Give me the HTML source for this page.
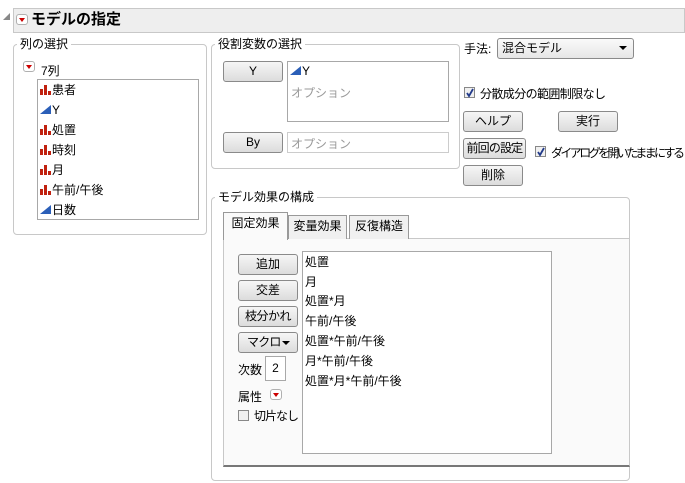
<!DOCTYPE html>
<html><head><meta charset="utf-8"><style>
*{box-sizing:border-box;margin:0;padding:0}
body{width:685px;height:483px;background:#fff;font-family:"Liberation Sans","Noto Sans CJK JP",sans-serif;font-size:12px;color:#000;position:relative;overflow:hidden}
.a{position:absolute;white-space:nowrap}
.grp{position:absolute;border:1px solid #c8c8c8;border-radius:4px}
.lbl{position:absolute;background:#fff;padding:0 3px;font-size:12px;line-height:14px}
.btn{position:absolute;border:1px solid #8a8a8a;border-radius:3px;background:linear-gradient(#f6f6f6,#dcdcdc);text-align:center;font-size:12px;line-height:18px}
.box{position:absolute;border:1px solid #a8a8a8;background:#fff}
.red{position:absolute;width:12px;height:11px;border:1px solid #b0b0b0;border-radius:3px;background:#fff}
.red:after{content:"";position:absolute;left:2px;top:3px;border-left:3px solid transparent;border-right:3px solid transparent;border-top:4px solid #c00}
.cb{position:absolute;width:11px;height:11px;border:1px solid #888;background:#f0f0f0}
.cb svg{position:absolute;left:0;top:0}
.bar{display:inline-block;width:11px;height:10px;vertical-align:-1px;margin-right:1px;position:relative}
.bar i{position:absolute;bottom:0;width:3px;background:#c0200e}
.tri{display:inline-block;width:0;height:0;border-left:11px solid transparent;border-bottom:9px solid #2b5fb8;vertical-align:0;margin-right:1px}
.it{position:absolute;left:2px;line-height:20px}
</style></head><body>
<div class="a" style="left:3px;top:13px;width:0;height:0;border-left:7px solid transparent;border-bottom:7px solid #888"></div>
<div class="a" style="left:13px;top:8px;width:672px;height:25px;background:#eeeeee;border:1px solid #c8c8c8"></div>
<div class="red" style="left:16px;top:14px"></div>
<div class="a" style="left:31px;top:10px;font-size:15px;font-weight:bold;line-height:20px">モデルの指定</div>

<div class="grp" style="left:13px;top:44px;width:194px;height:191px"></div>
<div class="lbl" style="left:17px;top:37px">列の選択</div>
<div class="red" style="left:23px;top:61px"></div>
<div class="a" style="left:41px;top:62px">7列</div>
<div class="box" style="left:37px;top:79px;width:162px;height:141px">
<div class="it" style="top:0"><span class="bar"><i style="left:0;height:6px"></i><i style="left:4px;height:10px"></i><i style="left:8px;height:4px"></i></span>患者</div>
<div class="it" style="top:20px"><span class="tri"></span>Y</div>
<div class="it" style="top:40px"><span class="bar"><i style="left:0;height:6px"></i><i style="left:4px;height:10px"></i><i style="left:8px;height:4px"></i></span>処置</div>
<div class="it" style="top:60px"><span class="bar"><i style="left:0;height:6px"></i><i style="left:4px;height:10px"></i><i style="left:8px;height:4px"></i></span>時刻</div>
<div class="it" style="top:80px"><span class="bar"><i style="left:0;height:6px"></i><i style="left:4px;height:10px"></i><i style="left:8px;height:4px"></i></span>月</div>
<div class="it" style="top:100px"><span class="bar"><i style="left:0;height:6px"></i><i style="left:4px;height:10px"></i><i style="left:8px;height:4px"></i></span>午前/午後</div>
<div class="it" style="top:120px"><span class="tri"></span>日数</div>
</div>

<div class="grp" style="left:211px;top:44px;width:249px;height:125px"></div>
<div class="lbl" style="left:215px;top:37px">役割変数の選択</div>
<div class="btn" style="left:223px;top:61px;width:60px;height:21px">Y</div>
<div class="box" style="left:287px;top:61px;width:162px;height:61px">
<div class="a" style="left:2px;top:2px"><span class="tri"></span>Y</div>
<div class="a" style="left:3px;top:22px;color:#999">オプション</div></div>
<div class="btn" style="left:223px;top:132px;width:60px;height:21px">By</div>
<div class="box" style="left:287px;top:132px;width:162px;height:21px;border-color:#ccc"><div class="a" style="left:3px;top:2px;color:#999">オプション</div></div>

<div class="a" style="left:464px;top:40px">手法:</div>
<div class="btn" style="left:497px;top:38px;width:137px;height:21px;text-align:left;padding-left:4px;background:linear-gradient(#fafafa,#e6e6e6)">混合モデル</div>
<div class="a" style="left:619px;top:46px;border-left:4px solid transparent;border-right:4px solid transparent;border-top:4px solid #000"></div>
<div class="cb" style="left:464px;top:87px"><svg width="10" height="10"><path d="M2 5 L4 8 L8 1" stroke="#223a8a" stroke-width="1.8" fill="none"/></svg></div>
<div class="a" style="left:480px;top:85px;letter-spacing:-0.6px">分散成分の範囲制限なし</div>
<div class="btn" style="left:463px;top:111px;width:60px;height:21px">ヘルプ</div>
<div class="btn" style="left:558px;top:111px;width:60px;height:21px">実行</div>
<div class="btn" style="left:463px;top:138px;width:63px;height:21px;letter-spacing:-0.8px">前回の設定</div>
<div class="cb" style="left:535px;top:146px"><svg width="10" height="10"><path d="M2 5 L4 8 L8 1" stroke="#223a8a" stroke-width="1.8" fill="none"/></svg></div>
<div class="a" style="left:551px;top:144px;letter-spacing:-2.6px">ダイアログを開いたままにする</div>
<div class="btn" style="left:463px;top:165px;width:60px;height:21px">削除</div>

<div class="grp" style="left:211px;top:197px;width:419px;height:284px"></div>
<div class="lbl" style="left:215px;top:190px">モデル効果の構成</div>
<div class="a" style="left:223px;top:238px;width:407px;height:229px;border:1px solid #c8c8c8;border-bottom:2px solid #777;background:#fafafa"></div>
<div class="a" style="left:288px;top:215px;width:59px;height:24px;border:1px solid #999;border-bottom:none;background:#f0f0f0;text-align:center;line-height:20px">変量効果</div>
<div class="a" style="left:349px;top:215px;width:60px;height:24px;border:1px solid #999;border-bottom:none;background:#f0f0f0;text-align:center;line-height:20px">反復構造</div>
<div class="a" style="left:223px;top:212px;width:65px;height:28px;border:1px solid #999;border-bottom:none;background:#fafafa;text-align:center;line-height:20px">固定効果</div>

<div class="btn" style="left:238px;top:254px;width:60px;height:21px">追加</div>
<div class="btn" style="left:238px;top:280px;width:60px;height:21px">交差</div>
<div class="btn" style="left:238px;top:306px;width:60px;height:21px;letter-spacing:-0.5px">枝分かれ</div>
<div class="btn" style="left:238px;top:332px;width:60px;height:21px;text-align:left;padding-left:8px;letter-spacing:-0.8px">マクロ</div>
<div class="a" style="left:282px;top:341px;border-left:4px solid transparent;border-right:4px solid transparent;border-top:4px solid #000"></div>
<div class="a" style="left:238px;top:361px">次数</div>
<div class="box" style="left:265px;top:356px;width:21px;height:25px;text-align:center;line-height:22px">2</div>
<div class="a" style="left:238px;top:388px">属性</div>
<div class="red" style="left:270px;top:389px"></div>
<div class="cb" style="left:238px;top:410px"></div>
<div class="a" style="left:254px;top:407px;letter-spacing:-1px">切片なし</div>

<div class="box" style="left:302px;top:251px;width:250px;height:203px">
<div class="it" style="top:0">処置</div>
<div class="it" style="top:20px">月</div>
<div class="it" style="top:39px">処置*月</div>
<div class="it" style="top:59px">午前/午後</div>
<div class="it" style="top:79px">処置*午前/午後</div>
<div class="it" style="top:99px">月*午前/午後</div>
<div class="it" style="top:119px">処置*月*午前/午後</div>
</div>
</body></html>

________________________

Instructions for the task:
Without the pictures, copy the material exactly as given.

Task output:
Give me the HTML source for this page.
<!DOCTYPE html>
<html><head><meta charset="utf-8"><style>
*{box-sizing:border-box;margin:0;padding:0}
body{width:685px;height:483px;background:#fff;font-family:"Liberation Sans","Noto Sans CJK JP",sans-serif;font-size:12px;color:#000;position:relative;overflow:hidden}
.a{position:absolute;white-space:nowrap}
.grp{position:absolute;border:1px solid #c8c8c8;border-radius:4px}
.lbl{position:absolute;background:#fff;padding:0 3px;font-size:12px;line-height:14px}
.btn{position:absolute;border:1px solid #8a8a8a;border-radius:3px;background:linear-gradient(#f6f6f6,#dcdcdc);text-align:center;font-size:12px;line-height:18px}
.box{position:absolute;border:1px solid #a8a8a8;background:#fff}
.red{position:absolute;width:12px;height:11px;border:1px solid #b0b0b0;border-radius:3px;background:#fff}
.red:after{content:"";position:absolute;left:2px;top:3px;border-left:3px solid transparent;border-right:3px solid transparent;border-top:4px solid #c00}
.cb{position:absolute;width:11px;height:11px;border:1px solid #888;background:#f0f0f0}
.cb svg{position:absolute;left:0;top:0}
.bar{display:inline-block;width:11px;height:10px;vertical-align:-1px;margin-right:1px;position:relative}
.bar i{position:absolute;bottom:0;width:3px;background:#c0200e}
.tri{display:inline-block;width:0;height:0;border-left:11px solid transparent;border-bottom:9px solid #2b5fb8;vertical-align:0;margin-right:1px}
.it{position:absolute;left:2px;line-height:20px}
</style></head><body>
<div class="a" style="left:3px;top:13px;width:0;height:0;border-left:7px solid transparent;border-bottom:7px solid #888"></div>
<div class="a" style="left:13px;top:8px;width:672px;height:25px;background:#eeeeee;border:1px solid #c8c8c8"></div>
<div class="red" style="left:16px;top:14px"></div>
<div class="a" style="left:31px;top:10px;font-size:15px;font-weight:bold;line-height:20px">モデルの指定</div>

<div class="grp" style="left:13px;top:44px;width:194px;height:191px"></div>
<div class="lbl" style="left:17px;top:37px">列の選択</div>
<div class="red" style="left:23px;top:61px"></div>
<div class="a" style="left:41px;top:62px">7列</div>
<div class="box" style="left:37px;top:79px;width:162px;height:141px">
<div class="it" style="top:0"><span class="bar"><i style="left:0;height:6px"></i><i style="left:4px;height:10px"></i><i style="left:8px;height:4px"></i></span>患者</div>
<div class="it" style="top:20px"><span class="tri"></span>Y</div>
<div class="it" style="top:40px"><span class="bar"><i style="left:0;height:6px"></i><i style="left:4px;height:10px"></i><i style="left:8px;height:4px"></i></span>処置</div>
<div class="it" style="top:60px"><span class="bar"><i style="left:0;height:6px"></i><i style="left:4px;height:10px"></i><i style="left:8px;height:4px"></i></span>時刻</div>
<div class="it" style="top:80px"><span class="bar"><i style="left:0;height:6px"></i><i style="left:4px;height:10px"></i><i style="left:8px;height:4px"></i></span>月</div>
<div class="it" style="top:100px"><span class="bar"><i style="left:0;height:6px"></i><i style="left:4px;height:10px"></i><i style="left:8px;height:4px"></i></span>午前/午後</div>
<div class="it" style="top:120px"><span class="tri"></span>日数</div>
</div>

<div class="grp" style="left:211px;top:44px;width:249px;height:125px"></div>
<div class="lbl" style="left:215px;top:37px">役割変数の選択</div>
<div class="btn" style="left:223px;top:61px;width:60px;height:21px">Y</div>
<div class="box" style="left:287px;top:61px;width:162px;height:61px">
<div class="a" style="left:2px;top:2px"><span class="tri"></span>Y</div>
<div class="a" style="left:3px;top:22px;color:#999">オプション</div></div>
<div class="btn" style="left:223px;top:132px;width:60px;height:21px">By</div>
<div class="box" style="left:287px;top:132px;width:162px;height:21px;border-color:#ccc"><div class="a" style="left:3px;top:2px;color:#999">オプション</div></div>

<div class="a" style="left:464px;top:40px">手法:</div>
<div class="btn" style="left:497px;top:38px;width:137px;height:21px;text-align:left;padding-left:4px;background:linear-gradient(#fafafa,#e6e6e6)">混合モデル</div>
<div class="a" style="left:619px;top:46px;border-left:4px solid transparent;border-right:4px solid transparent;border-top:4px solid #000"></div>
<div class="cb" style="left:464px;top:87px"><svg width="10" height="10"><path d="M2 5 L4 8 L8 1" stroke="#223a8a" stroke-width="1.8" fill="none"/></svg></div>
<div class="a" style="left:480px;top:85px;letter-spacing:-0.6px">分散成分の範囲制限なし</div>
<div class="btn" style="left:463px;top:111px;width:60px;height:21px">ヘルプ</div>
<div class="btn" style="left:558px;top:111px;width:60px;height:21px">実行</div>
<div class="btn" style="left:463px;top:138px;width:63px;height:21px;letter-spacing:-0.8px">前回の設定</div>
<div class="cb" style="left:535px;top:146px"><svg width="10" height="10"><path d="M2 5 L4 8 L8 1" stroke="#223a8a" stroke-width="1.8" fill="none"/></svg></div>
<div class="a" style="left:551px;top:144px;letter-spacing:-2.6px">ダイアログを開いたままにする</div>
<div class="btn" style="left:463px;top:165px;width:60px;height:21px">削除</div>

<div class="grp" style="left:211px;top:197px;width:419px;height:284px"></div>
<div class="lbl" style="left:215px;top:190px">モデル効果の構成</div>
<div class="a" style="left:223px;top:238px;width:407px;height:229px;border:1px solid #c8c8c8;border-bottom:2px solid #777;background:#fafafa"></div>
<div class="a" style="left:288px;top:215px;width:59px;height:24px;border:1px solid #999;border-bottom:none;background:#f0f0f0;text-align:center;line-height:20px">変量効果</div>
<div class="a" style="left:349px;top:215px;width:60px;height:24px;border:1px solid #999;border-bottom:none;background:#f0f0f0;text-align:center;line-height:20px">反復構造</div>
<div class="a" style="left:223px;top:212px;width:65px;height:28px;border:1px solid #999;border-bottom:none;background:#fafafa;text-align:center;line-height:20px">固定効果</div>

<div class="btn" style="left:238px;top:254px;width:60px;height:21px">追加</div>
<div class="btn" style="left:238px;top:280px;width:60px;height:21px">交差</div>
<div class="btn" style="left:238px;top:306px;width:60px;height:21px;letter-spacing:-0.5px">枝分かれ</div>
<div class="btn" style="left:238px;top:332px;width:60px;height:21px;text-align:left;padding-left:8px;letter-spacing:-0.8px">マクロ</div>
<div class="a" style="left:282px;top:341px;border-left:4px solid transparent;border-right:4px solid transparent;border-top:4px solid #000"></div>
<div class="a" style="left:238px;top:361px">次数</div>
<div class="box" style="left:265px;top:356px;width:21px;height:25px;text-align:center;line-height:22px">2</div>
<div class="a" style="left:238px;top:388px">属性</div>
<div class="red" style="left:270px;top:389px"></div>
<div class="cb" style="left:238px;top:410px"></div>
<div class="a" style="left:254px;top:407px;letter-spacing:-1px">切片なし</div>

<div class="box" style="left:302px;top:251px;width:250px;height:203px">
<div class="it" style="top:0">処置</div>
<div class="it" style="top:20px">月</div>
<div class="it" style="top:39px">処置*月</div>
<div class="it" style="top:59px">午前/午後</div>
<div class="it" style="top:79px">処置*午前/午後</div>
<div class="it" style="top:99px">月*午前/午後</div>
<div class="it" style="top:119px">処置*月*午前/午後</div>
</div>
</body></html>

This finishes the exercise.